The camp fell off rapidly and by autumn was practically deserted. The
Tabors decided to try the other side of the Mosquito Range and the
booming camp of Buckskin Joe. Again they opened a store and again it was
selected as the post office. Horace had no better luck with mining in
South Park than in Oro and so resigned himself to their small business
venture.
 
But he still dreamt of bonanzas and hopefully grubstaked penniless
prospectors. The agreement was that in return for supplies, which he
gave them, they would share any rich finds. Augusta viewed the practice
with disfavor.
 
When the Printer Boy mine was expanded in 1868 in California Gulch, the
Tabors moved back to Oro City.

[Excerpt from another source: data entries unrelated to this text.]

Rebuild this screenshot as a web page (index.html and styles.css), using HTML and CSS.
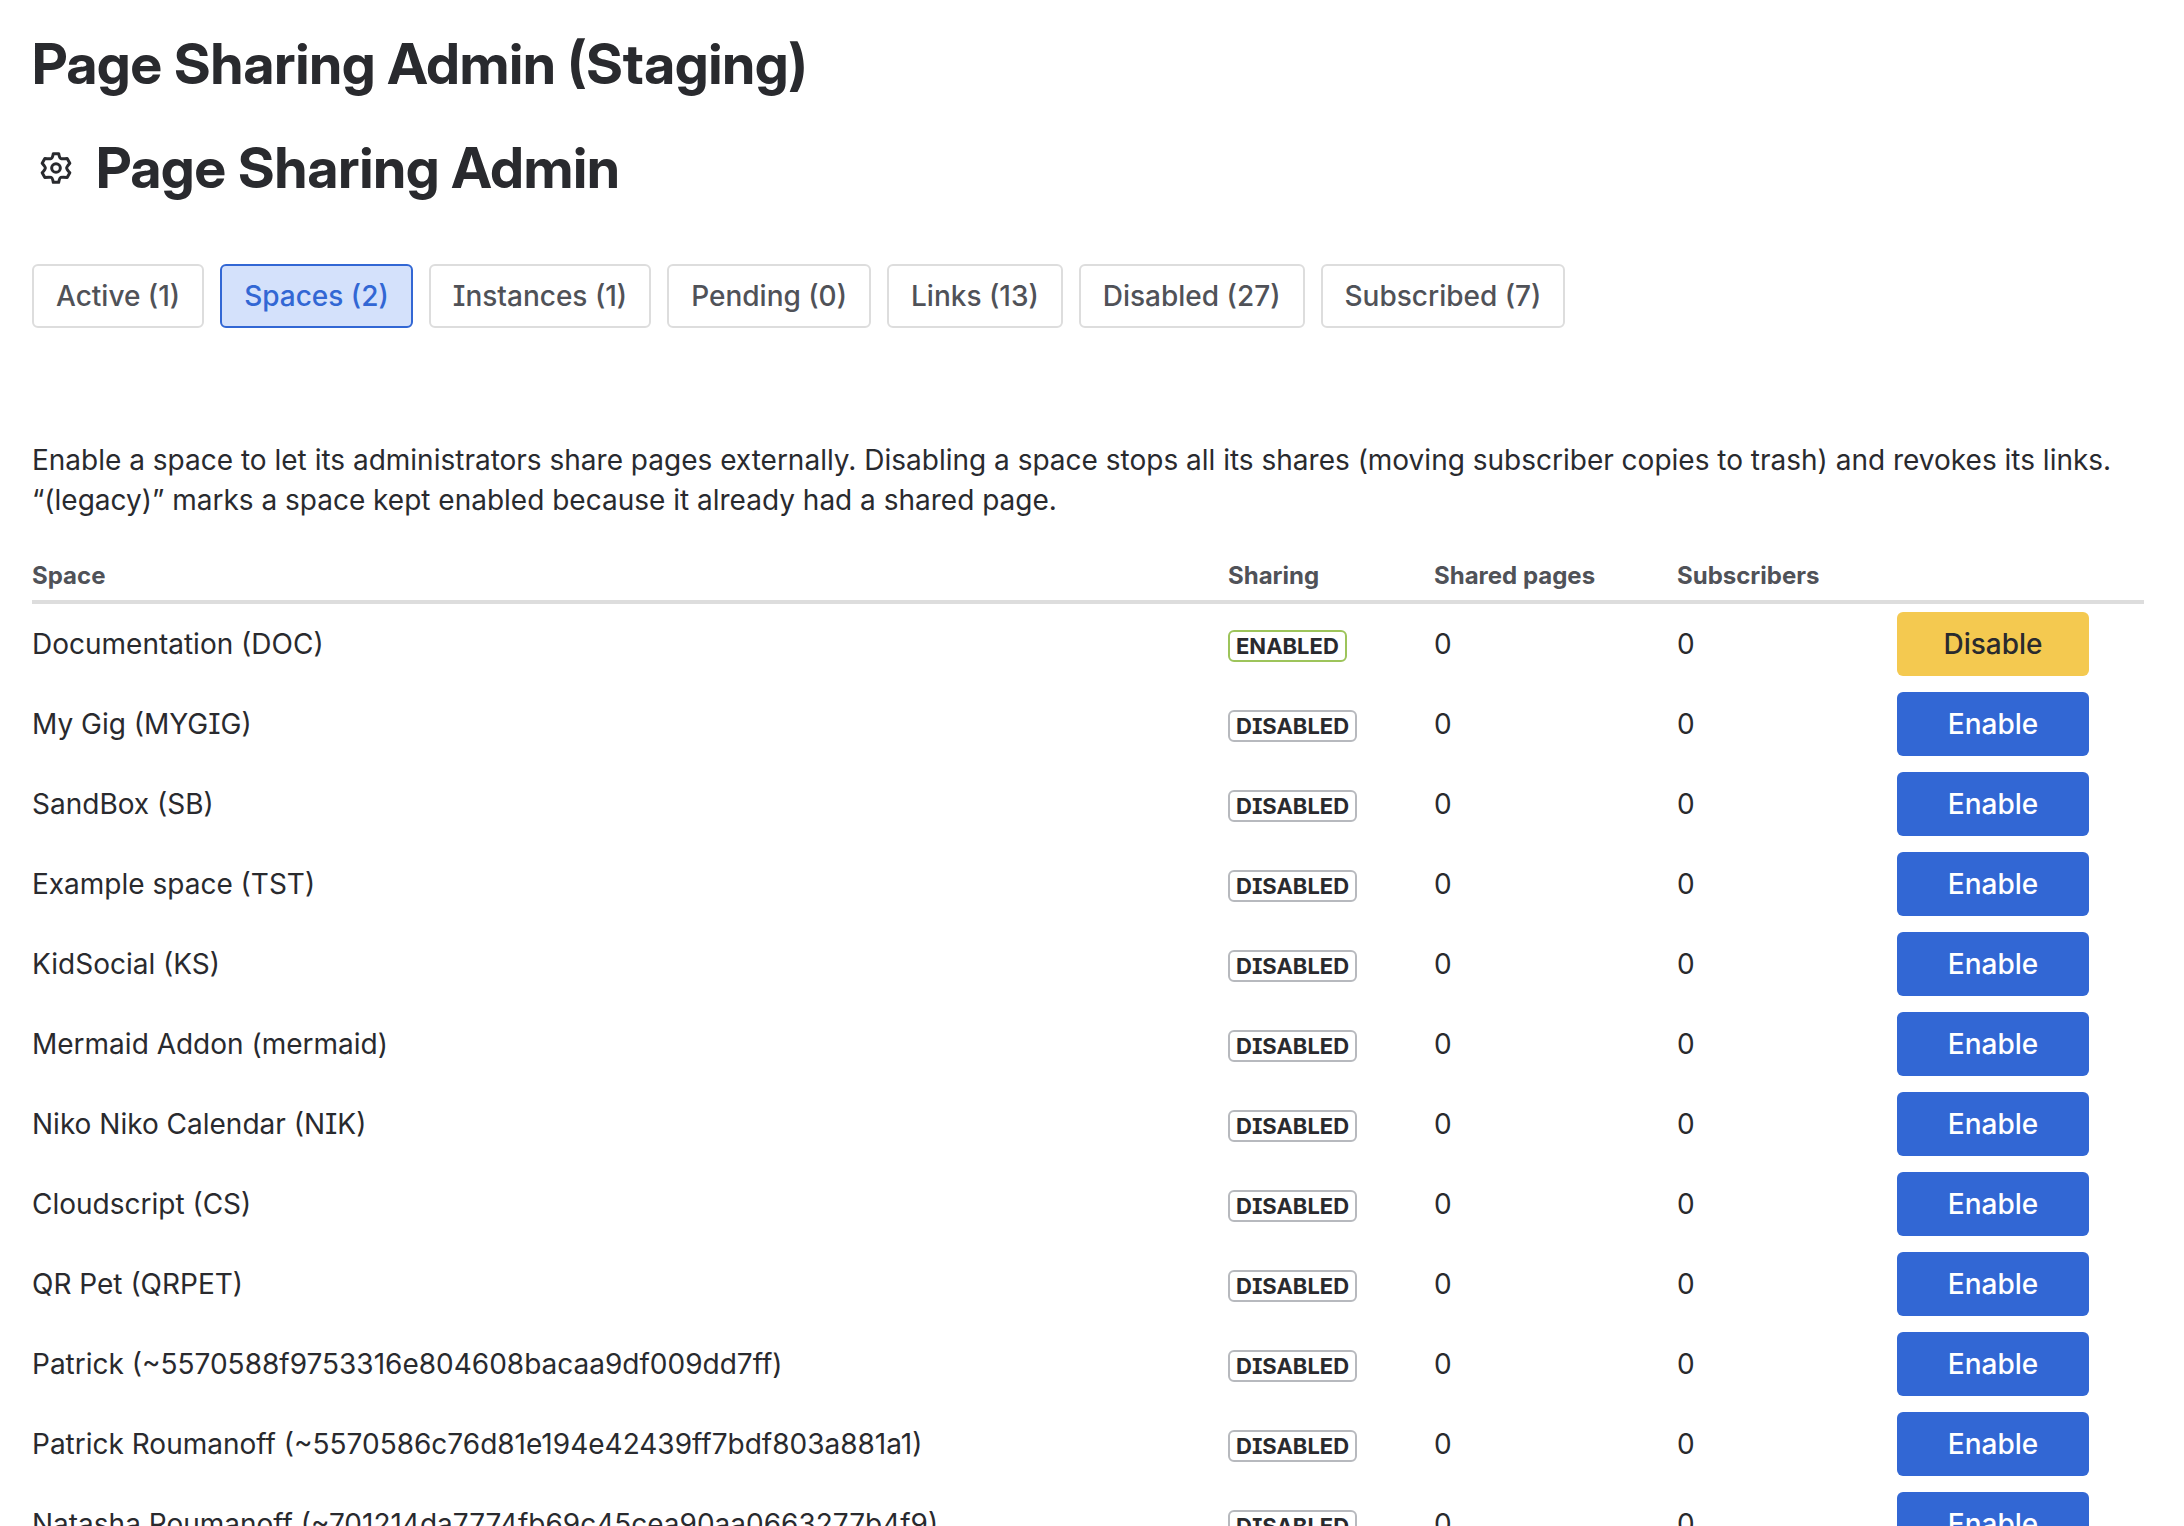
FILE: index.html
```html
<!DOCTYPE html>
<html lang="en">
<head>
    <meta charset="UTF-8">
    <meta name="viewport" content="width=device-width, initial-scale=1.0">
    <title>Page Sharing Admin (Staging)</title>
    <link rel="stylesheet" href="styles.css">
</head>
<body>
    <div class="container">
        <h1>Page Sharing Admin (Staging)</h1>
        <div class="app-title">
            <svg class="gear" viewBox="0 0 96 96" aria-hidden="true">
                <path d="M40 5 H56 Q59 20 64 20 Q68 21 81.500 19.600 L89.500 33.400 Q80 44 80 48 Q80 52 89.500 62.600 L81.500 76.400 Q68 75 64 76 Q59 76 56 91 H40 Q37 76 32 76 Q28 75 14.500 76.400 L6.500 62.600 Q16 52 16 48 Q16 44 6.500 33.400 L14.500 19.600 Q28 21 32 20 Q37 20 40 5 Z"/>
                <circle cx="48" cy="48" r="13"/>
            </svg>
            <h2>Page Sharing Admin</h2>
        </div>

        <div class="tabs">
            <button class="tab">Active (1)</button>
            <button class="tab selected">Spaces (2)</button>
            <button class="tab">Instances (1)</button>
            <button class="tab">Pending (0)</button>
            <button class="tab">Links (13)</button>
            <button class="tab">Disabled (27)</button>
            <button class="tab">Subscribed (7)</button>
        </div>

        <p class="intro">Enable a space to let its administrators share pages externally. Disabling a space stops all its shares (moving subscriber copies to trash) and revokes its links. “(legacy)” marks a space kept enabled because it already had a shared page.</p>

        <table class="spaces">
            <thead>
                <tr>
                    <th>Space</th>
                    <th class="col-sharing">Sharing</th>
                    <th class="col-pages">Shared pages</th>
                    <th class="col-subscribers">Subscribers</th>
                    <th class="col-action"></th>
                </tr>
            </thead>
            <tbody id="spacesList"></tbody>
        </table>
    </div>

    <script>
        const spaces = [
            { name: 'Documentation (DOC)', enabled: true },
            { name: 'My Gig (MYGIG)', enabled: false },
            { name: 'SandBox (SB)', enabled: false },
            { name: 'Example space (TST)', enabled: false },
            { name: 'KidSocial (KS)', enabled: false },
            { name: 'Mermaid Addon (mermaid)', enabled: false },
            { name: 'Niko Niko Calendar (NIK)', enabled: false },
            { name: 'Cloudscript (CS)', enabled: false },
            { name: 'QR Pet (QRPET)', enabled: false },
            { name: 'Patrick (~5570588f9753316e804608bacaa9df009dd7ff)', enabled: false },
            { name: 'Patrick Roumanoff (~5570586c76d81e194e42439ff7bdf803a881a1)', enabled: false },
            { name: 'Natasha Roumanoff (~701214da7774fb69c45cea90aa0663277b4f9)', enabled: false }
        ];

        function displaySpaces() {
            const list = document.getElementById('spacesList');

            spaces.forEach(space => {
                const tr = document.createElement('tr');
                tr.innerHTML = `
                    <td>${space.name}</td>
                    <td><span class="badge ${space.enabled ? 'on' : ''}">${space.enabled ? 'ENABLED' : 'DISABLED'}</span></td>
                    <td>0</td>
                    <td>0</td>
                    <td><button class="action ${space.enabled ? 'warning' : ''}">${space.enabled ? 'Disable' : 'Enable'}</button></td>
                `;
                list.appendChild(tr);
            });
        }

        displaySpaces();
    </script>
</body>
</html>
```

FILE: styles.css
```css
* {
    box-sizing: border-box;
}
html {
    height: 100%;
    overflow: hidden;
}
body {
    height: 100%;
    margin: 0;
    overflow: hidden;
    background: #fff;
    color: #292a2e;
    font-family: Inter, "Liberation Sans", sans-serif;
    font-size: 28px;
    line-height: 40px;
    font-feature-settings: "cv08";
}
.container {
    padding: 32px 40px 0 32px;
}
h1, h2 {
    margin: 0;
    font-family: "Inter Display", Inter, "Liberation Sans", sans-serif;
    font-size: 56px;
    line-height: 64px;
    font-weight: 700;
    font-variation-settings: "opsz" 32;
}
.app-title {
    display: flex;
    align-items: center;
    gap: 16px;
    margin-top: 40px;
}
.gear {
    width: 48px;
    height: 32px;
    fill: none;
    stroke: #292a2e;
    stroke-width: 9;
    stroke-linejoin: round;
}
.tabs {
    display: flex;
    gap: 16px;
    margin-top: 64px;
}
button {
    height: 64px;
    border-radius: 6px;
    font: inherit;
    font-weight: 500;
    font-feature-settings: inherit;
    cursor: pointer;
}
.tab {
    padding: 0 22px;
    border: 2px solid #dddddd;
    background: #fff;
    color: #505258;
}
.tab.selected {
    border-color: #3267d4;
    background: #d4e1fb;
    color: #3267d4;
}
.intro {
    margin: 112px 0 32px;
}
.spaces {
    width: 100%;
    border-collapse: separate;
    border-spacing: 0;
    table-layout: fixed;
}
th {
    padding: 8px 16px;
    border-bottom: 4px solid #dddddd;
    color: #505258;
    font-size: 24px;
    line-height: 32px;
    font-weight: 700;
    text-align: left;
}
td {
    height: 80px;
    padding: 8px 16px;
    white-space: nowrap;
}
th:first-child, td:first-child {
    padding-left: 0;
}
.col-sharing {
    width: 206px;
}
.col-pages {
    width: 243px;
}
.col-subscribers {
    width: 220px;
}
.col-action {
    width: 263px;
}
.badge {
    display: inline-block;
    height: 32px;
    padding: 0 6px;
    border: 2px solid #b7b9be;
    border-radius: 6px;
    font-size: 22px;
    line-height: 28px;
    font-weight: 700;
}
.badge.on {
    border-color: #9dc45b;
}
.action {
    display: block;
    width: 192px;
    padding: 0;
    border: none;
    background: #3267d4;
    color: #fff;
}
.action.warning {
    background: #f4c950;
    color: #292a2e;
}
```
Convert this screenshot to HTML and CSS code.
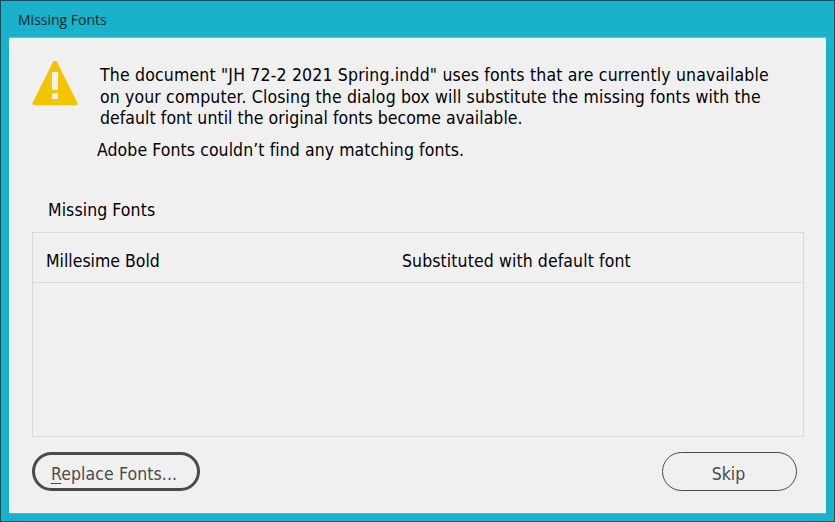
FILE: index.html
```
<!DOCTYPE html>
<html lang="en">
<head>
    <meta charset="UTF-8">
    <meta name="viewport" content="width=device-width, initial-scale=1.0">
    <title>Missing Fonts</title>
    <link rel="stylesheet" href="styles.css">
</head>
<body>
    <div class="window">
        <header class="title-bar">Missing Fonts</header>

        <main class="dialog">
            <!-- Warning message -->
            <section class="message">
                <svg class="warning-icon" width="46" height="45" viewBox="0 0 46 45">
                    <path d="M20.8 1.2Q21.4 0 22.6 0h.8Q24.6 0 25.2 1.2L45.3 41.4Q46.3 44 43.8 44.2H2.2Q-.3 44 .7 41.4Z" fill="#f5c400"/>
                    <path d="M20 11h6v18h-6zM20 32.3h6v5.7h-6z" fill="#f0f0f0"/>
                </svg>
                <div class="message-text">
                    <p class="warning">
                        <span class="line-1">The document "JH 72-2 2021 Spring.indd" uses fonts that are currently unavailable</span><br>
                        <span class="line-2">on your computer. Closing the dialog box will substitute the missing fonts with the</span><br>
                        <span class="line-3">default font until the original fonts become available.</span>
                    </p>
                    <p class="status">Adobe Fonts couldn’t find any matching fonts.</p>
                </div>
            </section>

            <!-- Font list -->
            <h2 class="list-title">Missing Fonts</h2>
            <div class="font-list">
                <div class="font-row">
                    <span class="font-name">Millesime Bold</span>
                    <span class="font-status">Substituted with default font</span>
                </div>
            </div>

            <!-- Buttons -->
            <footer class="buttons">
                <button class="btn btn-primary"><span class="key">R</span>eplace Fonts...</button>
                <button class="btn btn-skip">Skip</button>
            </footer>
        </main>
    </div>
</body>
</html>
```
FILE: styles.css
```
* {
    box-sizing: border-box;
}

body {
    margin: 0;
    font-family: "DejaVu Sans Condensed", "DejaVu Sans", sans-serif;
    font-stretch: condensed;
    font-size: 17.5px;
    color: #000;
}

.window {
    display: flex;
    flex-direction: column;
    width: 835px;
    height: 522px;
    padding: 0 8px 7px;
    background: #1ab1ca;
    border: 1px solid #124e5c;
}

.title-bar {
    height: 36px;
    padding-left: 9px;
    font-family: "Open Sans", sans-serif;
    font-stretch: normal;
    font-size: 14px;
    line-height: 37px;
    color: #06262c;
}

.dialog {
    flex: 1;
    display: flex;
    flex-direction: column;
    padding: 0 22px 22px 23px;
    background: #f0f0f0;
    border-top: 1px solid #7fbcc6;
    border-bottom: 1px solid #6fa9b5;
}

.message {
    display: flex;
    height: 153px;
    padding-top: 23px;
}

.warning-icon {
    flex: none;
}

.message-text {
    margin-left: 19px;
    padding-top: 4px;
    white-space: nowrap;
}

.warning {
    margin: 0 0 0 3px;
    line-height: 21.5px;
}

.line-1 {
    letter-spacing: 0.17px;
}

.line-2 {
    letter-spacing: 0.14px;
}

.line-3 {
    letter-spacing: 0.05px;
}

.status {
    margin: 9px 0 0;
    line-height: 22px;
    letter-spacing: 0.08px;
}

.list-title {
    margin: 8px 0 0 16px;
    font-size: 17.5px;
    font-weight: normal;
    line-height: 22px;
    letter-spacing: 0.08px;
}

.font-list {
    width: 772px;
    height: 205px;
    margin-top: 11px;
    border: 1px solid #d9d9d9;
}

.font-row {
    display: flex;
    height: 50px;
    padding-top: 6px;
    padding-left: 13px;
    line-height: 44px;
    border-bottom: 1px solid #d9d9d9;
}

.font-name {
    width: 356px;
}

.font-status {
    letter-spacing: 0.1px;
}

.buttons {
    display: flex;
    justify-content: space-between;
    width: 765px;
    margin-top: 15px;
}

.btn {
    height: 39px;
    padding: 5px 0 0;
    font-family: inherit;
    font-stretch: inherit;
    font-size: 17.5px;
    color: #4a4a4a;
    background: transparent;
    border-radius: 20px;
}

.btn-primary {
    width: 168px;
    padding-right: 4px;
    letter-spacing: 0.1px;
    border: 3px solid #4a4a4a;
}

.btn-skip {
    width: 135px;
    padding-right: 2px;
    border: 1px solid #4a4a4a;
}

.key {
    text-decoration: underline;
    text-decoration-thickness: 1px;
    text-underline-offset: 3px;
}
```
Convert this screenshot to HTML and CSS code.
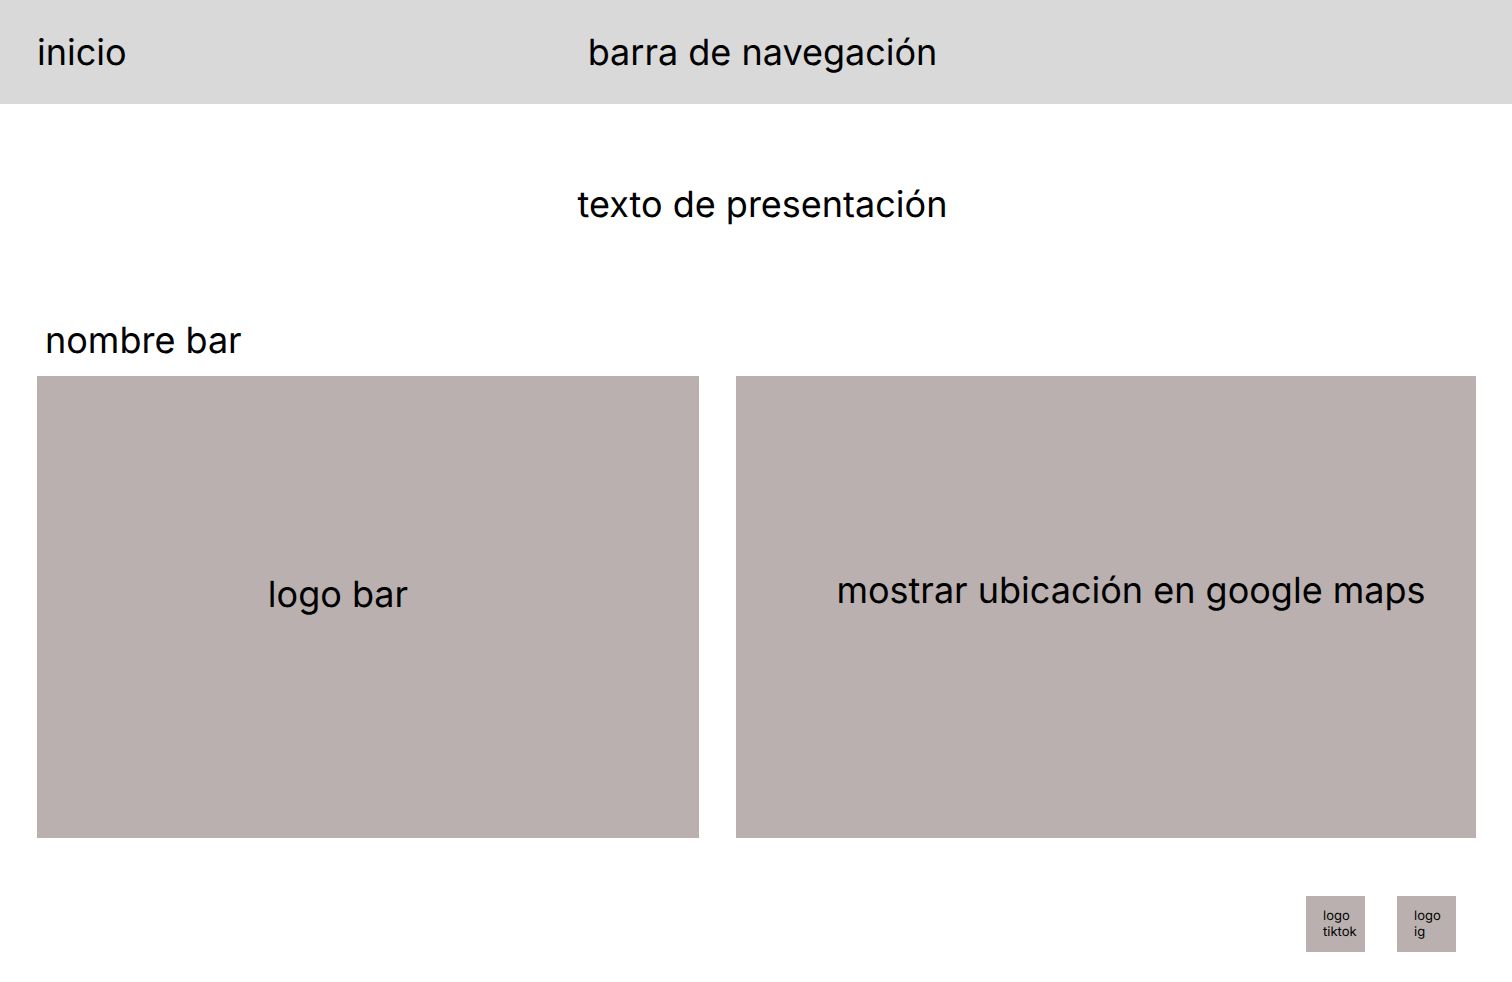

This time they erected a four-room log
cabin about a mile above the present site of Leadville and settled down
to their usual routine of running a general store. For ten more years,
bringing the total to eighteen, Augusta kept at her labors and Horace
cherished his dreams.
 
As the years passed, Augusta’s natural New England frankness grew more
tart. She found Horace’s easy-going ways irritating. His off-hand
generosities made no sense to a woman who knew the value of a
hard-earned dollar. Or, perhaps, some psychic intuition warned Augusta
that that very same trait would bring her eventual heart-break, and she
was trying subconsciously to ward off the blow.
 
The blow came disguised as good fortune. In 1877 the news leaked out
that those heavy particles of black sand, which had been so difficult
for the placer miners to separate from gold, were really bits of
lead-silver carbonates. A second rush to California Gulch began. The
newcomers were silver-seekers and chose the lower part of the gulch in
which to settle. The Tabors decided to move their Oro City store a mile
farther down, and selected a site on the south side of Chestnut Street,
a door below the Harrison Avenue corner. They built a story-and-a-half
log and frame building with sleeping quarters upstairs, and dining and kitchen arrangements to the rear.